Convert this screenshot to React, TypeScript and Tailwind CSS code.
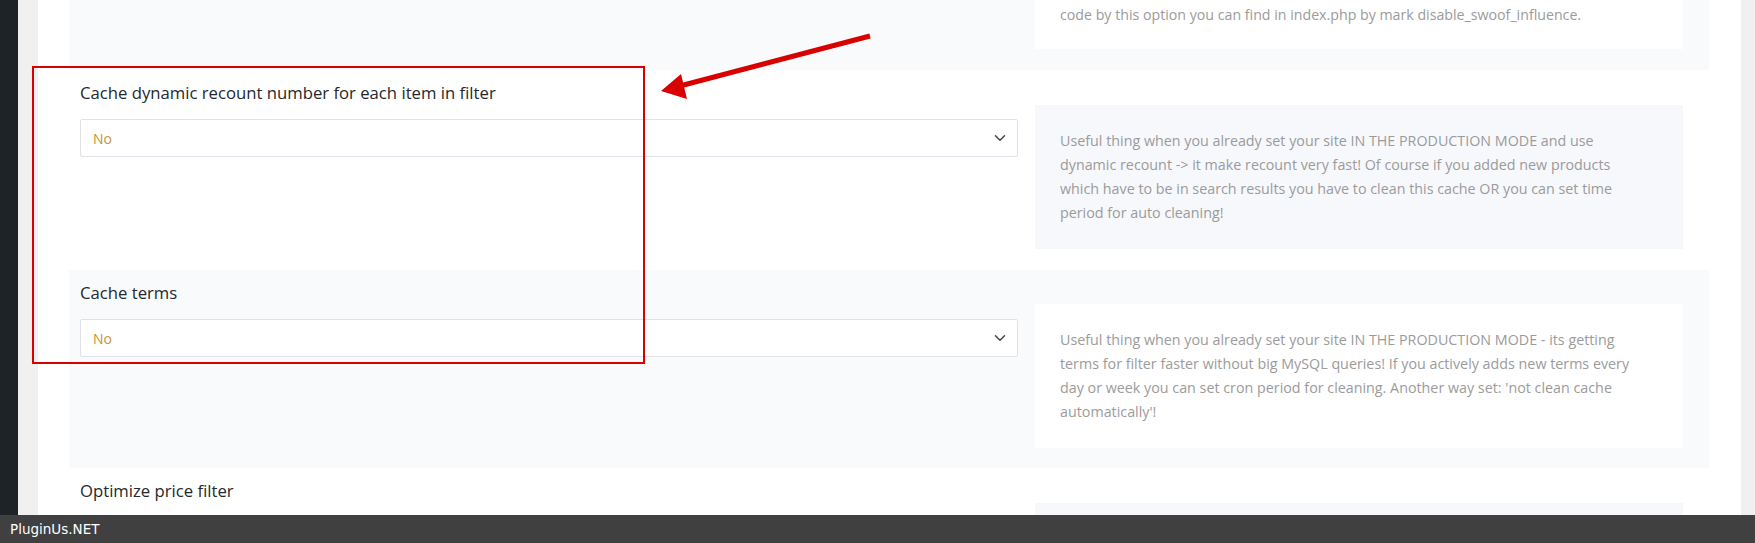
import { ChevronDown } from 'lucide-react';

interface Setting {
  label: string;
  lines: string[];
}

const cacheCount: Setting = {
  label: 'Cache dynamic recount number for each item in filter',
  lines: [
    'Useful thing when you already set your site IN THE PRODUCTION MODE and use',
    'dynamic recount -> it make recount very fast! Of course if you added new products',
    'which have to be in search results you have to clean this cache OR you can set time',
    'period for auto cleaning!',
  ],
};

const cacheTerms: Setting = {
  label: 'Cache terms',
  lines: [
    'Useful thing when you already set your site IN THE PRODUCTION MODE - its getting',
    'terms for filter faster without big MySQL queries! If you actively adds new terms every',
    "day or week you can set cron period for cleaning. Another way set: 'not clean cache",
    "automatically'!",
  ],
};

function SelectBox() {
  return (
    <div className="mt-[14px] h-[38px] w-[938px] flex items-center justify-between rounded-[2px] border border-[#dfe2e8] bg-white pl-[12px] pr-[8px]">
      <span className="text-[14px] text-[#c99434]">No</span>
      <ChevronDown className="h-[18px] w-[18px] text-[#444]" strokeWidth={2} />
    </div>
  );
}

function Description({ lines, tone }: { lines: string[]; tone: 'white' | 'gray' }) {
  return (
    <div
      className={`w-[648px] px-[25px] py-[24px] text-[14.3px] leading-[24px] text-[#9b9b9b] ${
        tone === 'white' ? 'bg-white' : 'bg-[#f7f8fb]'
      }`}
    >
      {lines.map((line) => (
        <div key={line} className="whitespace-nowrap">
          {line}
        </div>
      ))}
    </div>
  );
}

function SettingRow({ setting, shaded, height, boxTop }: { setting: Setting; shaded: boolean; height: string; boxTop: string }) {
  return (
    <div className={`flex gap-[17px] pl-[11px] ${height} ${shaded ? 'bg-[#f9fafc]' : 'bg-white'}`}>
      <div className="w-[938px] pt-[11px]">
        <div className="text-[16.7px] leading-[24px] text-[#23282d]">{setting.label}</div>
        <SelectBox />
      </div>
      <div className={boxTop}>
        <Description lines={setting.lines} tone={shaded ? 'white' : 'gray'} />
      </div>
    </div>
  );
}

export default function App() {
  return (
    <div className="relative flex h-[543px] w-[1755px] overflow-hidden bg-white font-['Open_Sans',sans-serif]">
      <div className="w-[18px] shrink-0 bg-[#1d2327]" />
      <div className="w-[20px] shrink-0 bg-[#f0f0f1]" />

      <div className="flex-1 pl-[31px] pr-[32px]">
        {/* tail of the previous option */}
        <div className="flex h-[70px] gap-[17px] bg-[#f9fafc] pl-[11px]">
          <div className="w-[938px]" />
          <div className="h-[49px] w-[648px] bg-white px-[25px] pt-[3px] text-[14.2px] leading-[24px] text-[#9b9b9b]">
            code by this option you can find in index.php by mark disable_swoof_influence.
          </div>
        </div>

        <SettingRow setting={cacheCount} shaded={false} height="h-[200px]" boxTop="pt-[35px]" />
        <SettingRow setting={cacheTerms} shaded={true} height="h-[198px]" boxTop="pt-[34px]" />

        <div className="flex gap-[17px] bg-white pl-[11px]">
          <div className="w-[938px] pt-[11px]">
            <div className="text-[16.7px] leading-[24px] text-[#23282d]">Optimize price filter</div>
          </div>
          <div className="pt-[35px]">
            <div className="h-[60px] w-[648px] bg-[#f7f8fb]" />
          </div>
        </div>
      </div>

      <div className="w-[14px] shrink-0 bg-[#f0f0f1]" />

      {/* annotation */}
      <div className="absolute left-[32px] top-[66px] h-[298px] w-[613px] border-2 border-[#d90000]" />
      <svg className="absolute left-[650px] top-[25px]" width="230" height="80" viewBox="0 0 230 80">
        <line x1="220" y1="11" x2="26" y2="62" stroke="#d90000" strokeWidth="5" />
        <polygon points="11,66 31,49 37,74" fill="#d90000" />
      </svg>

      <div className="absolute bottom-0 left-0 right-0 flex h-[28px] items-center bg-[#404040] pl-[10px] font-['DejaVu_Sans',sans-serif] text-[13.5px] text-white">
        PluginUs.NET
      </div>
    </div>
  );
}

> _AIM_
Omit the pictures and give the material again, exactly and in full.

> _SOLVED PROBLEM_
Convert this screenshot to React, TypeScript and Tailwind CSS code.
import { ChevronDown } from 'lucide-react';

interface Setting {
  label: string;
  lines: string[];
}

const cacheCount: Setting = {
  label: 'Cache dynamic recount number for each item in filter',
  lines: [
    'Useful thing when you already set your site IN THE PRODUCTION MODE and use',
    'dynamic recount -> it make recount very fast! Of course if you added new products',
    'which have to be in search results you have to clean this cache OR you can set time',
    'period for auto cleaning!',
  ],
};

const cacheTerms: Setting = {
  label: 'Cache terms',
  lines: [
    'Useful thing when you already set your site IN THE PRODUCTION MODE - its getting',
    'terms for filter faster without big MySQL queries! If you actively adds new terms every',
    "day or week you can set cron period for cleaning. Another way set: 'not clean cache",
    "automatically'!",
  ],
};

function SelectBox() {
  return (
    <div className="mt-[14px] h-[38px] w-[938px] flex items-center justify-between rounded-[2px] border border-[#dfe2e8] bg-white pl-[12px] pr-[8px]">
      <span className="text-[14px] text-[#c99434]">No</span>
      <ChevronDown className="h-[18px] w-[18px] text-[#444]" strokeWidth={2} />
    </div>
  );
}

function Description({ lines, tone }: { lines: string[]; tone: 'white' | 'gray' }) {
  return (
    <div
      className={`w-[648px] px-[25px] py-[24px] text-[14.3px] leading-[24px] text-[#9b9b9b] ${
        tone === 'white' ? 'bg-white' : 'bg-[#f7f8fb]'
      }`}
    >
      {lines.map((line) => (
        <div key={line} className="whitespace-nowrap">
          {line}
        </div>
      ))}
    </div>
  );
}

function SettingRow({ setting, shaded, height, boxTop }: { setting: Setting; shaded: boolean; height: string; boxTop: string }) {
  return (
    <div className={`flex gap-[17px] pl-[11px] ${height} ${shaded ? 'bg-[#f9fafc]' : 'bg-white'}`}>
      <div className="w-[938px] pt-[11px]">
        <div className="text-[16.7px] leading-[24px] text-[#23282d]">{setting.label}</div>
        <SelectBox />
      </div>
      <div className={boxTop}>
        <Description lines={setting.lines} tone={shaded ? 'white' : 'gray'} />
      </div>
    </div>
  );
}

export default function App() {
  return (
    <div className="relative flex h-[543px] w-[1755px] overflow-hidden bg-white font-['Open_Sans',sans-serif]">
      <div className="w-[18px] shrink-0 bg-[#1d2327]" />
      <div className="w-[20px] shrink-0 bg-[#f0f0f1]" />

      <div className="flex-1 pl-[31px] pr-[32px]">
        {/* tail of the previous option */}
        <div className="flex h-[70px] gap-[17px] bg-[#f9fafc] pl-[11px]">
          <div className="w-[938px]" />
          <div className="h-[49px] w-[648px] bg-white px-[25px] pt-[3px] text-[14.2px] leading-[24px] text-[#9b9b9b]">
            code by this option you can find in index.php by mark disable_swoof_influence.
          </div>
        </div>

        <SettingRow setting={cacheCount} shaded={false} height="h-[200px]" boxTop="pt-[35px]" />
        <SettingRow setting={cacheTerms} shaded={true} height="h-[198px]" boxTop="pt-[34px]" />

        <div className="flex gap-[17px] bg-white pl-[11px]">
          <div className="w-[938px] pt-[11px]">
            <div className="text-[16.7px] leading-[24px] text-[#23282d]">Optimize price filter</div>
          </div>
          <div className="pt-[35px]">
            <div className="h-[60px] w-[648px] bg-[#f7f8fb]" />
          </div>
        </div>
      </div>

      <div className="w-[14px] shrink-0 bg-[#f0f0f1]" />

      {/* annotation */}
      <div className="absolute left-[32px] top-[66px] h-[298px] w-[613px] border-2 border-[#d90000]" />
      <svg className="absolute left-[650px] top-[25px]" width="230" height="80" viewBox="0 0 230 80">
        <line x1="220" y1="11" x2="26" y2="62" stroke="#d90000" strokeWidth="5" />
        <polygon points="11,66 31,49 37,74" fill="#d90000" />
      </svg>

      <div className="absolute bottom-0 left-0 right-0 flex h-[28px] items-center bg-[#404040] pl-[10px] font-['DejaVu_Sans',sans-serif] text-[13.5px] text-white">
        PluginUs.NET
      </div>
    </div>
  );
}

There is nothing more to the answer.